I felt that the one week washout (Lines 16 and 126–127) was perhaps a little short to avoid memory effects, and I was expecting that would be probably be included as a limitation in the Discussion but didn’t see it mentioned there, but at the same time, I appreciate that this reduces the risk of the participant changing their diet between assessments and should have contributed to retention of participants. On the basis that I can see other readers wondering about these trade-offs, I wonder if a little more information could be given around Line 126 about this decision, with any resulting limitations added to the Discussion?

While I appreciated the upfront acknowledgement on Line 134, there are “more statistical” ways to justify the sample size for the Bland-Altman method (see DOI: 10.1016/S0140-6736(86)90837-8 and https://www-users.york.ac.uk/~mb55/meas/sizemeth.htm, but note that this approach doesn’t directly address type 2 errors, whereas DOI: 10.1515/ijb-2015-0039 does) than Lines 135–136 and Cade, et al. is a little more vague in their suggestion (effectively: at least 50, preferably much more, say 100) than your statement on Lines 135–136 suggests to me. The median size of 110 in the literature isn’t for me an argument either way about the correct sample size. Given that the primary outcome, however, was the ICC for total meat, and concerns reliability, I would have anticipated that the study would be designed to address that particular question (e.g. DOI: 10.1002/sim.1108). Based on this approach, for n=112 (80% of the 14 on Line 138), the 95% CI for an ICC of 0.705 (in the middle of “good”) would be 0.61–0.80, so spanning the full range of this category, with anything a little higher or lower becoming at least slightly ambiguous in its interpretation as moderate/good or good/excellent.
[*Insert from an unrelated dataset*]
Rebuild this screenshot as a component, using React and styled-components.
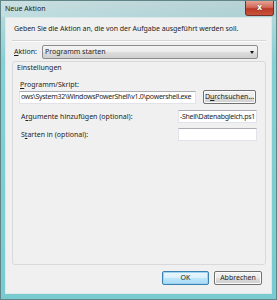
import React from "react";
import styled, { createGlobalStyle } from "styled-components";

const Global = createGlobalStyle`
  html, body { margin: 0; padding: 0; width: 277px; height: 300px; overflow: hidden; background: #fff; }
  body { font-family: "Noto Sans", "Open Sans", sans-serif; color: #1e1e1e; }
  * { box-sizing: border-box; }
`;

const Window = styled.div`
  width: 277px;
  height: 300px;
  display: flex;
  flex-direction: column;
  border: 1px solid #5f8589;
  background: linear-gradient(to bottom, #c2d9db 0px, #b3d8db 16px, #86d0d4 60px, #79cbcf 100%);
`;

const TitleBar = styled.div`
  height: 16px;
  flex: none;
  display: flex;
  justify-content: space-between;
  align-items: flex-start;
  padding-left: 4px;
  background: linear-gradient(to right, rgba(255,255,255,0.15), rgba(120,160,165,0.15));
`;

const Title = styled.div`
  font-size: 7px;
  line-height: 8px;
  margin-top: 4px;
  color: #1a1a1a;
`;

const CloseButton = styled.div`
  width: 29px;
  height: 15px;
  margin-right: 2px;
  border: 1px solid #7a3027;
  border-top: none;
  border-radius: 0 0 3px 3px;
  background: linear-gradient(to bottom, #e7a193 0%, #d06a57 45%, #b93a26 55%, #c9533b 100%);
  display: flex;
  align-items: center;
  justify-content: center;
  color: #fff;
  font-family: "DejaVu Sans", sans-serif;
  font-weight: bold;
  font-size: 8px;
  line-height: 8px;
  text-shadow: 0 0 1px #5a1a10;
`;

const Client = styled.div`
  flex: 1;
  margin: 0 4px 5px 4px;
  background: #f0f0f0;
  border: 1px solid #dfe8e9;
  padding: 0 5px 0 6px;
  display: flex;
  flex-direction: column;
`;

const Intro = styled.div`
  font-size: 7px;
  line-height: 10px;
  margin-top: 6px;
  padding-left: 2px;
  white-space: nowrap;
  letter-spacing: -0.05px;
`;

const Separator = styled.div`
  margin-top: 6px;
  border-top: 1px solid #d5d5d5;
  border-bottom: 1px solid #fcfcfc;
`;

const ActionRow = styled.div`
  margin-top: 3px;
  height: 14px;
  display: flex;
  align-items: center;
  padding-left: 2px;
  padding-right: 8px;
`;

const Label = styled.span`
  font-size: 7px;
  line-height: 10px;
  white-space: nowrap;
  width: ${(p) => (p.$width ? p.$width + "px" : "auto")};
  flex: ${(p) => (p.$grow ? 1 : "none")};
  padding-left: ${(p) => p.$indent || 0}px;
  u { text-decoration: underline; text-underline-offset: 1px; }
`;

const Combo = styled.div`
  flex: 1;
  height: 14px;
  border: 1px solid #8b8c8c;
  border-radius: 2px;
  background: linear-gradient(to bottom, #f4f4f4 0%, #ebebeb 50%, #dddddd 51%, #cfcfcf 100%);
  display: flex;
  align-items: center;
  justify-content: space-between;
  padding: 0 3px 0 2px;
  font-size: 7px;
  line-height: 10px;
`;

const Arrow = styled.span`
  width: 0;
  height: 0;
  border-left: 2.5px solid transparent;
  border-right: 2.5px solid transparent;
  border-top: 3px solid #111;
`;

const GroupBox = styled.div`
  margin-top: 2px;
  height: 204px;
  border: 1px solid #d9d9d9;
  border-radius: 3px;
  padding: 1px 0 0 6px;
  display: flex;
  flex-direction: column;
`;

const Legend = styled.div`
  font-size: 7px;
  line-height: 10px;
  margin-left: -2px;
`;

const FieldLabel = styled.div`
  font-size: 7px;
  line-height: 10px;
  margin-top: 7px;
  padding-left: 1px;
  u { text-decoration: underline; text-underline-offset: 1px; }
`;

const Row = styled.div`
  display: flex;
  align-items: center;
  margin-top: ${(p) => p.$top || 0}px;
  padding-right: ${(p) => p.$right || 0}px;
  gap: 7px;
`;

const TextBox = styled.div`
  width: ${(p) => p.$width}px;
  height: 13px;
  flex: none;
  background: #fff;
  border: 1px solid #e2e3ea;
  border-top-color: #abadb3;
  overflow: hidden;
  white-space: nowrap;
  display: flex;
  align-items: center;
  justify-content: ${(p) => (p.$end ? "flex-end" : "flex-start")};
  padding: 0 1px;
  font-size: 7px;
  line-height: 10px;
  letter-spacing: -0.28px;
`;

const Button = styled.div`
  width: ${(p) => p.$width}px;
  height: 14px;
  flex: none;
  border: 1px solid ${(p) => (p.$primary ? "#3c7fb1" : "#707070")};
  border-radius: 2px;
  background: ${(p) =>
    p.$primary
      ? "linear-gradient(to bottom, #eaf6fd 0%, #d9f0fc 50%, #bee6fd 51%, #a7d9f5 100%)"
      : "linear-gradient(to bottom, #f2f2f2 0%, #ebebeb 50%, #dddddd 51%, #cfcfcf 100%)"};
  box-shadow: ${(p) => (p.$primary ? "inset 0 0 0 1px #9ed4f2" : "inset 0 0 0 1px #fbfbfb")};
  display: flex;
  align-items: center;
  justify-content: center;
  font-size: 7px;
  line-height: 10px;
  u { text-decoration: underline; text-underline-offset: 1px; }
`;

const Footer = styled.div`
  margin-top: 6px;
  display: flex;
  justify-content: flex-end;
  gap: 5px;
  padding-right: 4px;
`;

export default function App() {
  return (
    <>
      <Global />
      <Window>
        <TitleBar>
          <Title>Neue Aktion</Title>
          <CloseButton>x</CloseButton>
        </TitleBar>
        <Client>
          <Intro>Geben Sie die Aktion an, die von der Aufgabe ausgeführt werden soll.</Intro>
          <Separator />
          <ActionRow>
            <Label $width={28}><u>A</u>ktion:</Label>
            <Combo>
              <span>Programm starten</span>
              <Arrow />
            </Combo>
          </ActionRow>
          <GroupBox>
            <Legend>Einstellungen</Legend>
            <FieldLabel><u>P</u>rogramm/Skript:</FieldLabel>
            <Row $right={9}>
              <TextBox $width={177}>ows\System32\WindowsPowerShell\v1.0\powershell.exe</TextBox>
              <Button $width={53}>D<u>u</u>rchsuchen...</Button>
            </Row>
            <Row $top={6} $right={8}>
              <Label $grow $indent={2}>A<u>r</u>gumente hinzufügen (optional):</Label>
              <TextBox $width={79} $end>-Shell\Datenabgleich.ps1</TextBox>
            </Row>
            <Row $top={5} $right={8}>
              <Label $grow $indent={2}>S<u>t</u>arten in (optional):</Label>
              <TextBox $width={79} />
            </Row>
          </GroupBox>
          <Footer>
            <Button $width={47} $primary>OK</Button>
            <Button $width={48}>Abbrechen</Button>
          </Footer>
        </Client>
      </Window>
    </>
  );
}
Needless to say, this can’t be altered now, but perhaps a sentence along the following lines might help to anticipate such questions from readers: “The power calculation did not directly address the primary outcome, the ICC for total meat intake, and the 95% confidence intervals here should be used to interpret the realised power of our study.”

I wondered a little about the requirement that participants must eat meat at least five times per week. I would expect this to bias the ICC estimates downwards (via the reduced between-participant variability and given the lack of rarity of such levels of consumption) but it also raises questions for me about the external validity of the results. If the goal is to develop an instrument for interventions that might reduce meat intake, this would be a reasonable criterion here, as the inclusion criteria for such a study would be likely to require regular meat consumption, but this seems to weaken the generalisability for more broad use. This seems worth justifying here (Line 142) and revisiting in the Discussion.

I was also less convinced about excluding those with fewer than 4 questionnaires (Lines 159–161) which for an effectiveness trial, which meat-reducing interventions will almost certainly be, would still require their data to be analysed. It’s slightly unclear to me whether the “respectively” on Lines 159–160 means at least 4 questionnaires in each week or in total, but I’m guessing the former. This seems likely to be a feature of pragmatic use of the instrument, and excluding those with fewer days’ of data would seem to me likely to bias the ICCs upwards. It’s not clear to me how their data “might be biased” (Line 161, more variable yes, but the mechanism for bias alluded to isn’t clear to me) and perhaps some more explanation on this point could be added around here. In any case, I think repeating the analyses using all available data would be helpful for readers. Even if this reflects a “worst case” in terms of compliance, it is a situation that researchers using your instrument will have to address at some stage. I also feel that the approach currently taken here is inconsistent with the weekday versus weekend analyses (Lines 195–196, the number of days required was not stated there but with only 2 weekend days per week, this seems likely to be lower, in terms of the mean number of days, than the requirement of 4 as described above even if that was for the two weeks combined)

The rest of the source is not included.